Les étoiles qui passent peuvent avoir stabilisé l’orbite de la planète expulsée en éloignant le trajet de l’orbite de Jupiter et des autres planètes du système solaire interne. À ce jour, les astronomes n’ont que des preuves circonstancielles de la planète Neuf. Ils ont trouvé un groupe de petits corps célestes au-delà de Neptune qui se déplacent sur des orbites inhabituelles par rapport au reste du Système solaire.
Cette configuration, disent certains astronomes, suggère que ces objets ont été entraînés ensemble par l’attraction gravitationnelle d’une énorme planète invisible.

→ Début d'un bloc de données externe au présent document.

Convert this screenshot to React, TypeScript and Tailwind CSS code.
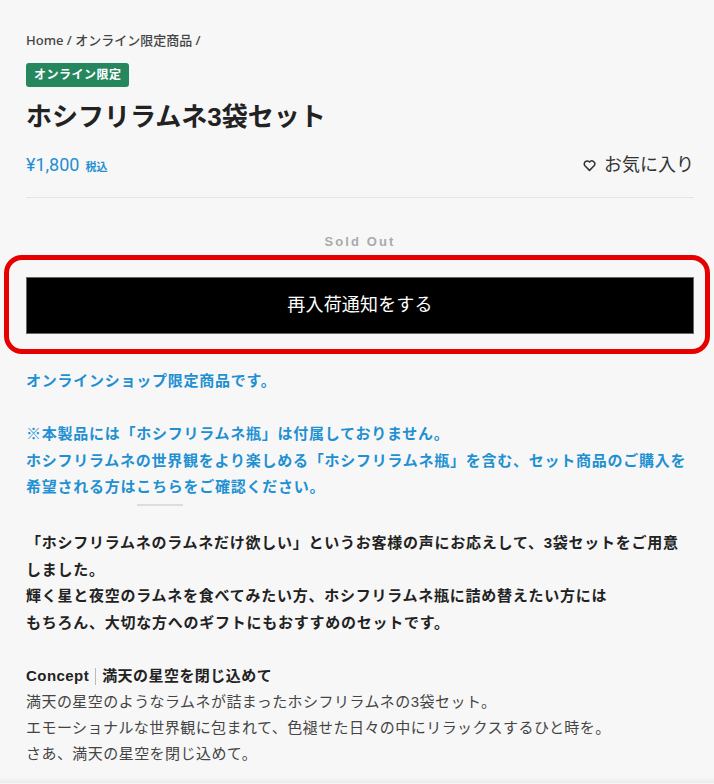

Une théorie alternative est qu’il n’y a pas une seule planète géante perturbatrice, mais au contraire le déséquilibre serait dû à l’influence gravitationnelle combinée de plusieurs objets beaucoup plus petits. Une autre théorie est que la planète Neuf n’existe pas du tout et que le regroupement de corps plus petits peut être juste une anomalie statistique.